Sex Crimes in the US Military: The Safety and Protection of Women in the Armed Forces

Joachim Hagopian

March 2014 was a bad month for women in the armed forces. The bill sponsored by female Senators Gillibrand and McCaskill went down in defeat by five votes that would have transferred jurisdiction of all military assault cases away from the good ol’ boys club of the male commander to civilian court. On the same day the Senate was voting to leave sexual assault under military control, across the Potomac River the Pentagon was forced to make public the Army’s top officer in charge of reducing the sexual epidemic in its ranks himself being investigated for sexual misconduct. Then in that same month of March the highest profile rape case in Naval Academy history resulted in acquittal of a former Navy football player. That same day the highest profile case of rape in US Army history against a general also resulted in a mere slap of the hand. 

After the entire preceding year near daily headlines of rape in the military drawing continuous unwanted attention to the out of control sex crimes running rampant throughout both the services and the service academies, with over 26,000 reported assault cases in 2012 alone, these demoralizing March events cast a foreboding dark shadow on women in uniform’s future safety and protection. The subsequent harassment and humiliation that the one in ten rape survivors who do come forth and report sex crimes are subjected to amounts to double punishment, being re-traumatized and re-victimized by a military system that fails to convict and imprison 99% of military rapists. Adding the turn of events from March madness to the already dismal record and the prospect that women would be any better protected in the future seems bleak to impossible.

The top military brass that have not won a war in seven decades were resoundingly victorious in their yearlong PR campaign at damage control, convincing Congress that long overdue improvements were actually being made. Those shocking headlines earlier this year spelled business as usual for young American women both in and out of uniform. At the same time rape on college campuses across America was also spiking out of control with headlines indicating that up to one in four females attending college in the US are also victims of sexual assault. And the cherished, most honorable military institutions of West Point, Annapolis and the Air Force Academy that brag that cadets are our nation’s best and brightest and so called cream of the crop turn out to be the worst offenders of all.

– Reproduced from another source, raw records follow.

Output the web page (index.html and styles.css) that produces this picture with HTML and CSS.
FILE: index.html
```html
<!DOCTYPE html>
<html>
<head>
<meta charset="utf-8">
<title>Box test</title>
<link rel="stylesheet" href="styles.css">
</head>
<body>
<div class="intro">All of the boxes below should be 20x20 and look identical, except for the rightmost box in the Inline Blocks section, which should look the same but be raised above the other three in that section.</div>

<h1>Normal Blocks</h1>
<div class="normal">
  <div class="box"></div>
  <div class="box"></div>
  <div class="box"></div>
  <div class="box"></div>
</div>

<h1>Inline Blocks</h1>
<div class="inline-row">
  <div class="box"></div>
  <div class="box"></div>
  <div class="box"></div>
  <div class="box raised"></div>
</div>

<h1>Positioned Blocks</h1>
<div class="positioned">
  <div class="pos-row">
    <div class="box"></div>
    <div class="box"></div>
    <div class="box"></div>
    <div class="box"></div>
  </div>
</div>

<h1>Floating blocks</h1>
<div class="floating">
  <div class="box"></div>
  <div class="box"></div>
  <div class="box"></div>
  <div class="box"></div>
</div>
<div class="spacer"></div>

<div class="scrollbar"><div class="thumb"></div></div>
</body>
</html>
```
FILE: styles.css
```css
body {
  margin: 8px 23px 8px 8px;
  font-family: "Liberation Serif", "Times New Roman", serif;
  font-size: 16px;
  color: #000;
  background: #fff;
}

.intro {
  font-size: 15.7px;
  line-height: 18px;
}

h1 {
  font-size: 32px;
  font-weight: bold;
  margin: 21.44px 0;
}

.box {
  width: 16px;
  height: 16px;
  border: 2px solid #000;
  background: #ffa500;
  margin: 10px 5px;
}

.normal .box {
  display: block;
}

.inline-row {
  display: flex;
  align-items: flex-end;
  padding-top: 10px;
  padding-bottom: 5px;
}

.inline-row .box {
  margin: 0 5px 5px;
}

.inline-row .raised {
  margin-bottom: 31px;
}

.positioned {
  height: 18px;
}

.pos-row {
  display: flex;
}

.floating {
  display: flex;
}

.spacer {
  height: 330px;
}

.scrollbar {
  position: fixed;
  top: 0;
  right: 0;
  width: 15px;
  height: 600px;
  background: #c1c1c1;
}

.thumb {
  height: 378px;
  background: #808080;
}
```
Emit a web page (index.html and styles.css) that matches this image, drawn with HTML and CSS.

As a graduate of West Point and former Army officer, I have always believed that the truth has a way of setting us free. In the end, justice in the form of the truth eventually surfaces despite whatever diabolical forces have been in place to kill the truth from ever becoming known. This week marks a full year after President Obama’s assessment demanding that progress be made. On the eve before the Pentagon releases the latest annual statistics on sexual assault in the military, two developments this week give hope that truth and justice may actually prevail after all. Raping women and continuing to get away with it in the armed forces and specifically at the service academies may become more difficult in the future.